Exercise goal -> Every line holding the string "components" should be gathered.

::: Listed records

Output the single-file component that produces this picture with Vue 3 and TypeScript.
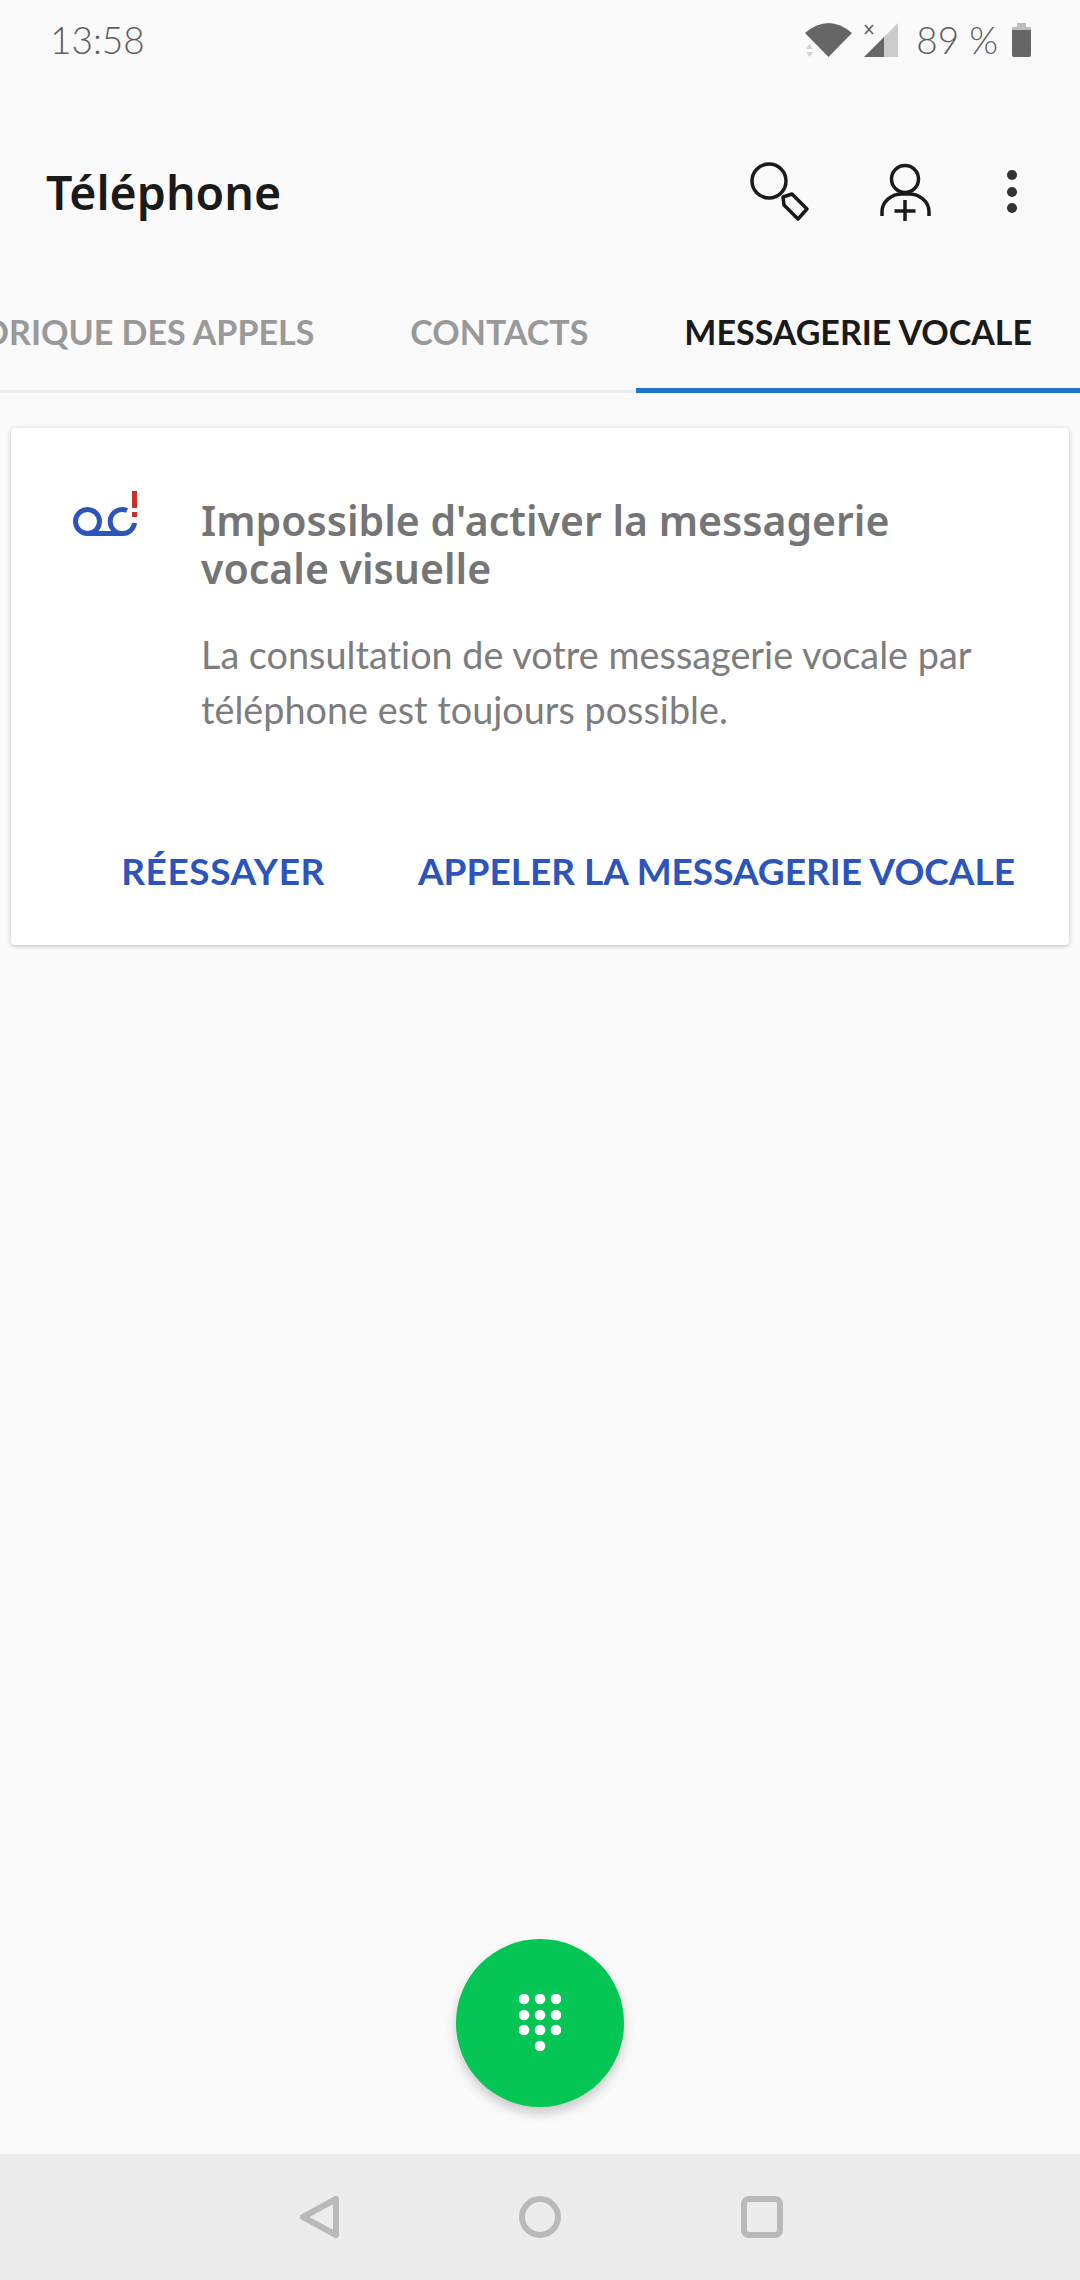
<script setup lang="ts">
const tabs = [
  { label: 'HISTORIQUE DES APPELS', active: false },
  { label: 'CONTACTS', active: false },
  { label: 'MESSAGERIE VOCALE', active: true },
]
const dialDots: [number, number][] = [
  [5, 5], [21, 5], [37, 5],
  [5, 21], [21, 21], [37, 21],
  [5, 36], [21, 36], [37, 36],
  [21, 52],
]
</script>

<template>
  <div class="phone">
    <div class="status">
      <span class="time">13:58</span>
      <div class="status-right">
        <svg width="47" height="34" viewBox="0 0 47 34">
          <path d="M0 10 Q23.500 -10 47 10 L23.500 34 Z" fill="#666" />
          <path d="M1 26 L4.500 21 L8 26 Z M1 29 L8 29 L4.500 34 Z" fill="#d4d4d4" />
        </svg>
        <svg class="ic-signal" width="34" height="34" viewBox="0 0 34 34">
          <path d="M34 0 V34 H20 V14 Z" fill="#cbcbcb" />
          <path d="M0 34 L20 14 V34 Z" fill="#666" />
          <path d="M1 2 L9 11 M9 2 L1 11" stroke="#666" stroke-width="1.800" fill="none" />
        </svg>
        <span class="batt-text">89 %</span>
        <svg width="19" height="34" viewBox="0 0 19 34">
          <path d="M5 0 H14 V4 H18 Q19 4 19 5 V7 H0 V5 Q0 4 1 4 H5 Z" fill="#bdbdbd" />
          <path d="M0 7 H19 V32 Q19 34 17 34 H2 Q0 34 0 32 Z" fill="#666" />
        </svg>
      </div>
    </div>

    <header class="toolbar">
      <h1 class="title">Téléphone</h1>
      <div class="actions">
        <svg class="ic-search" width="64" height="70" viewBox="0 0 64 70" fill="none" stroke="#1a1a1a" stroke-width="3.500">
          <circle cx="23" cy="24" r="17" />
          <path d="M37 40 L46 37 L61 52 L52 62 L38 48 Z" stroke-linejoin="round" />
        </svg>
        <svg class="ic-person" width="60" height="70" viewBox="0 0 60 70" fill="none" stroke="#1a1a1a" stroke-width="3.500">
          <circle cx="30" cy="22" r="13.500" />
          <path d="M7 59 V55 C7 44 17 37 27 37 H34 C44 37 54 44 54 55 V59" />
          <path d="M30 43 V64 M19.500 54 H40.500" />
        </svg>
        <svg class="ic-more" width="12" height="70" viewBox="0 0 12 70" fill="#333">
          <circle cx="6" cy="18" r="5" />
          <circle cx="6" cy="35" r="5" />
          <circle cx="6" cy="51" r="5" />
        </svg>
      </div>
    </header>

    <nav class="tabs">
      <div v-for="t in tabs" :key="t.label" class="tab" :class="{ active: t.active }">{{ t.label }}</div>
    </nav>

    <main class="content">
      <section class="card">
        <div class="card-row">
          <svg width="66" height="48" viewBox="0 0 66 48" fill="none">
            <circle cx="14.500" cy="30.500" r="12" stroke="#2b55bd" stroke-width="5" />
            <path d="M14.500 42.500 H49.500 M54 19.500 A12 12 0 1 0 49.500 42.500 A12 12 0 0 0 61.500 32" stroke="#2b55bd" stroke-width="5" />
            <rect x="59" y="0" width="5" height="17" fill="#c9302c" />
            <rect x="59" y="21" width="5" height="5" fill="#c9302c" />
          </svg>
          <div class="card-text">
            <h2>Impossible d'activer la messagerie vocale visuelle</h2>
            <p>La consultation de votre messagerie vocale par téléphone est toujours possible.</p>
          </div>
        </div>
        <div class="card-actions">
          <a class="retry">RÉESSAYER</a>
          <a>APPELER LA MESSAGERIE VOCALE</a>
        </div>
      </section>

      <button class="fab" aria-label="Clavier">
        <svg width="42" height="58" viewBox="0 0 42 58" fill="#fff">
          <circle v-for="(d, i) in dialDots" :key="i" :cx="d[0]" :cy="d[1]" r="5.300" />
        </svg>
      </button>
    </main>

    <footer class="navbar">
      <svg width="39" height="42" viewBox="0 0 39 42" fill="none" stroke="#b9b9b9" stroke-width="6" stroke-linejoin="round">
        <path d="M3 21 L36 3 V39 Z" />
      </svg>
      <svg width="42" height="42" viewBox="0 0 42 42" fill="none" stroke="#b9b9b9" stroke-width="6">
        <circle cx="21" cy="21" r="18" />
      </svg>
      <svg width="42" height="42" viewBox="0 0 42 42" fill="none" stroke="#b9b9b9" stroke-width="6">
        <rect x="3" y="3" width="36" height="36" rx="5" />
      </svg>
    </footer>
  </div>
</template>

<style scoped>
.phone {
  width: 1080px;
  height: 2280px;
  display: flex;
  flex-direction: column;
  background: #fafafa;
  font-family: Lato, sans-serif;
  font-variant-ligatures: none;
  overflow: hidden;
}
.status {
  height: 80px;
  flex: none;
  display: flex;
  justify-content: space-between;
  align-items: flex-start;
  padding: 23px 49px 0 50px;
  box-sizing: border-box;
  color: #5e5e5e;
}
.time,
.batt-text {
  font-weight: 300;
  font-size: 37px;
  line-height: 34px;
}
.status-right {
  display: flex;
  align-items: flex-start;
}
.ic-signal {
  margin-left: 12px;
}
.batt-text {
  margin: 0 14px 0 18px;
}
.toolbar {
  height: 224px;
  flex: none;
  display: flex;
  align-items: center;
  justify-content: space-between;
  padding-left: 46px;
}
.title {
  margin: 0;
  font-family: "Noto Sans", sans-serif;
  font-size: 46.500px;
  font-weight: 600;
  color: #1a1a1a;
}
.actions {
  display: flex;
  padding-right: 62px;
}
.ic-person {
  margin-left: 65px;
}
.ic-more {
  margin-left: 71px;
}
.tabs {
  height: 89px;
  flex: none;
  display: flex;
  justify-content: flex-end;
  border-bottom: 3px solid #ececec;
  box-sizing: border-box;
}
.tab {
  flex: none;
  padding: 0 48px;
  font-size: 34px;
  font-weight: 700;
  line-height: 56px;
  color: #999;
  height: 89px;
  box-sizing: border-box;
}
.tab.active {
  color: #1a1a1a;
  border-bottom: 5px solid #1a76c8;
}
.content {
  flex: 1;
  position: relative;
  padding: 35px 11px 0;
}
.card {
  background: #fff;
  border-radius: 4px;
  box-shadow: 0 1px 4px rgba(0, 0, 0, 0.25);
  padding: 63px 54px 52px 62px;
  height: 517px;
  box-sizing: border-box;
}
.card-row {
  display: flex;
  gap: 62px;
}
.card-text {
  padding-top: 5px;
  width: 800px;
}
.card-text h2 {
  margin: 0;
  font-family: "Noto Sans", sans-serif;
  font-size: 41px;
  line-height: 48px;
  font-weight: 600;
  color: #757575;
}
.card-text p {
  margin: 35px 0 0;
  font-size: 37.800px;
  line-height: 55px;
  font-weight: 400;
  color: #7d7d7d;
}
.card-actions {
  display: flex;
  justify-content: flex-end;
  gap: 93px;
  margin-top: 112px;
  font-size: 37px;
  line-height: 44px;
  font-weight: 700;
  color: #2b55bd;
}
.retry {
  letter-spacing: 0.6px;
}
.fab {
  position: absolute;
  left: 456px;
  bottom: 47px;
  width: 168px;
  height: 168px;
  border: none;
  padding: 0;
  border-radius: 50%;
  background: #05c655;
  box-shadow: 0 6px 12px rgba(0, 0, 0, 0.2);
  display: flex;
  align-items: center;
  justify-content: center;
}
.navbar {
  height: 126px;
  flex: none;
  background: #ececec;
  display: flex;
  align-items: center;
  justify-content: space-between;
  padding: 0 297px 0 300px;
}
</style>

::::::
::: Listed records

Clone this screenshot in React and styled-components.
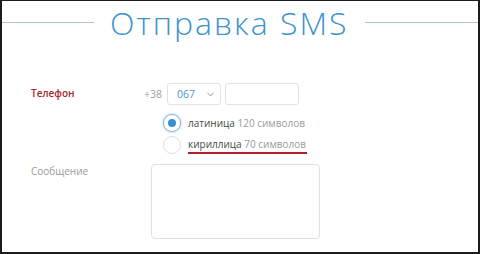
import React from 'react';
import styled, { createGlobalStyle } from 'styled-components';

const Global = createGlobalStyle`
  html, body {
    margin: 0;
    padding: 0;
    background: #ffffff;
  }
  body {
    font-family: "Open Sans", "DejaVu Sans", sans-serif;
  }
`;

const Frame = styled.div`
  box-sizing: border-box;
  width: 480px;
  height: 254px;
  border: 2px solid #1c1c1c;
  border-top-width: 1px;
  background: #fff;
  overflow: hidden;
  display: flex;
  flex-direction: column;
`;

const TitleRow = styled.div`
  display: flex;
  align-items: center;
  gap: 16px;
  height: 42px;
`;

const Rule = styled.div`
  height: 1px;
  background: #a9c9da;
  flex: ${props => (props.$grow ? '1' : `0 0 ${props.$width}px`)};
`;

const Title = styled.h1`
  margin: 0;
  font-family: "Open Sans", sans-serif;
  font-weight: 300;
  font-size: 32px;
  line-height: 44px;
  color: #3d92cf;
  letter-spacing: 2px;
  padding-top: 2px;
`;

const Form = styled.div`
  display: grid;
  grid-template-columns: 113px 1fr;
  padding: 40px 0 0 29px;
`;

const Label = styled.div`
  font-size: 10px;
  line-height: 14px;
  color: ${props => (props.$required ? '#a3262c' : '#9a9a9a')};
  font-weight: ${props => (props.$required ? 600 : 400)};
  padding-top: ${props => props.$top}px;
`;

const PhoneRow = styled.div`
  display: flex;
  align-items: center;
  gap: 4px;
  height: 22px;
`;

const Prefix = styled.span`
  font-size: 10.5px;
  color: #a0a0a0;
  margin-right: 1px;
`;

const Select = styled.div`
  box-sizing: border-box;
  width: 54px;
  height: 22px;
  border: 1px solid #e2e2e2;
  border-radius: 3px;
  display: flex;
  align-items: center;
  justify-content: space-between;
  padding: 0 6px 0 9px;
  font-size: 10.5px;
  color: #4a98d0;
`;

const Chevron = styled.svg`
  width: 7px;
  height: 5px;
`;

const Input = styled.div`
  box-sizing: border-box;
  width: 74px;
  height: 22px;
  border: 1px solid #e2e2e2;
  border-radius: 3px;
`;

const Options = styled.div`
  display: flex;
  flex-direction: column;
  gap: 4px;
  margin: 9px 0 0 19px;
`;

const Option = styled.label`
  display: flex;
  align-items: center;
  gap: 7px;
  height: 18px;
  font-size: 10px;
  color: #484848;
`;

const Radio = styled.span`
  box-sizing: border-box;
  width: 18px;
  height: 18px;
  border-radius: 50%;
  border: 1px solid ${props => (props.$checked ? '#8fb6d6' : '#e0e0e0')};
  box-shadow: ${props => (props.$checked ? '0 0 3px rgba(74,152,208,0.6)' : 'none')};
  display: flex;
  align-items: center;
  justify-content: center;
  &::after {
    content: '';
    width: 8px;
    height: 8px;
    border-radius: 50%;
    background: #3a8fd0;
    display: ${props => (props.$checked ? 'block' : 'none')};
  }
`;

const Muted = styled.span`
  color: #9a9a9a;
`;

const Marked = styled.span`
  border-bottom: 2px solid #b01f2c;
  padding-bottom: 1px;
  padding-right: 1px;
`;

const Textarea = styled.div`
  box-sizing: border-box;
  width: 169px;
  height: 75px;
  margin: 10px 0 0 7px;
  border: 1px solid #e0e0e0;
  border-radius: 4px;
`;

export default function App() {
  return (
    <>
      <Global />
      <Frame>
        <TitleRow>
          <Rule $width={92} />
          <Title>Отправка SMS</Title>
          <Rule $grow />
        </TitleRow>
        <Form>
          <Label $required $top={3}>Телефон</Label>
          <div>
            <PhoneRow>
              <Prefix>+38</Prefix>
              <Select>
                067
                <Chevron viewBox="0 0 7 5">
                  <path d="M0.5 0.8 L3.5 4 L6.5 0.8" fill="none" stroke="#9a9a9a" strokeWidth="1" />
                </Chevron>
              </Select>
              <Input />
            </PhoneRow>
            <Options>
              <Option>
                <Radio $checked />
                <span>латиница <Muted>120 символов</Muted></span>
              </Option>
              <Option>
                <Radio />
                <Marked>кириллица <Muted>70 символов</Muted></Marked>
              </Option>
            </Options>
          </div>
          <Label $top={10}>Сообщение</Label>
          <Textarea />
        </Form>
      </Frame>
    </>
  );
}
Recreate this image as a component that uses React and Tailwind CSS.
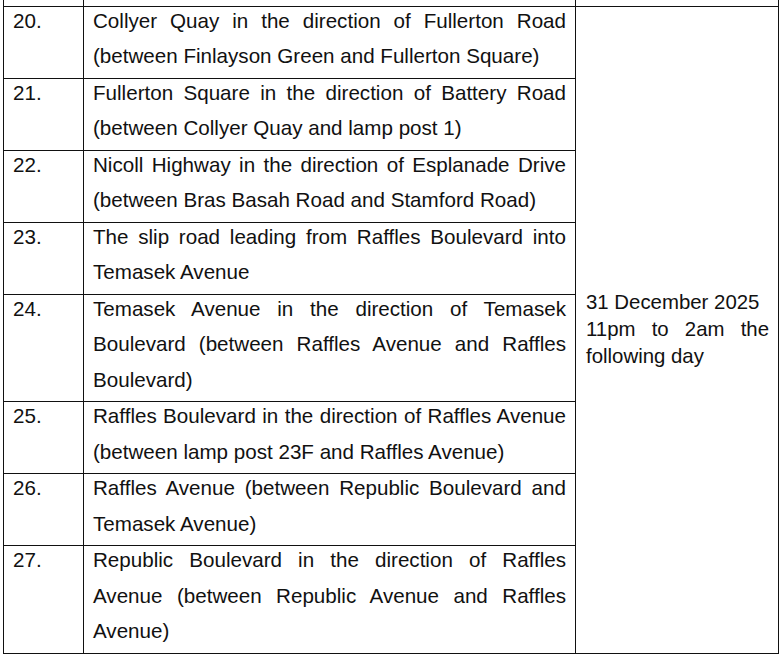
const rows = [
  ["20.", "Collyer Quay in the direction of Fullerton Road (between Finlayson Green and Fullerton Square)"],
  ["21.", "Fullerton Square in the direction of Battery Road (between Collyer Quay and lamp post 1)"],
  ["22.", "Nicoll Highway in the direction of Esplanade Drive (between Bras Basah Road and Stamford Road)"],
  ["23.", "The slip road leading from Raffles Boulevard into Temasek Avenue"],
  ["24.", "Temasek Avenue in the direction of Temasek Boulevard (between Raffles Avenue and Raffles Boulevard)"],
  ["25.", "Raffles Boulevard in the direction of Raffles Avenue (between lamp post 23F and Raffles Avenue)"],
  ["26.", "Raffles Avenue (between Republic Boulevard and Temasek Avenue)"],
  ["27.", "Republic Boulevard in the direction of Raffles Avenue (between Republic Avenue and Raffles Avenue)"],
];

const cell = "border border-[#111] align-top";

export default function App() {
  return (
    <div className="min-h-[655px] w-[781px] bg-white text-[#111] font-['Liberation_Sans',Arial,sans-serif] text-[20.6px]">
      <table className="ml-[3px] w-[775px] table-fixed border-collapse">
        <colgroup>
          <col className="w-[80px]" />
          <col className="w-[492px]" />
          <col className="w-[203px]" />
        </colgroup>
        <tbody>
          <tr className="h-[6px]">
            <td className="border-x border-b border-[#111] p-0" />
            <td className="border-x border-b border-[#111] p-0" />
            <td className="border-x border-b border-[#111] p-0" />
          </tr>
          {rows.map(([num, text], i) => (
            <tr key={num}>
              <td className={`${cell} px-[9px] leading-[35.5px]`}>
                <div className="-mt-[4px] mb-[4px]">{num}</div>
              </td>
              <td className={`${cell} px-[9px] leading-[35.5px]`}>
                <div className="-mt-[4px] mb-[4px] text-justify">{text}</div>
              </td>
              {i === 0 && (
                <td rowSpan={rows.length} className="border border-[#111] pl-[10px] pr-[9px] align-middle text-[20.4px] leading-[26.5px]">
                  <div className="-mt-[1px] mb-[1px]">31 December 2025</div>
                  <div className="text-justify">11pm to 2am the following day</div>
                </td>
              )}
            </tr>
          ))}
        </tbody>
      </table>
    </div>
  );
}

::::::

Answer to the problem ->
Clone this screenshot in React and styled-components.
import styled, { createGlobalStyle } from 'styled-components';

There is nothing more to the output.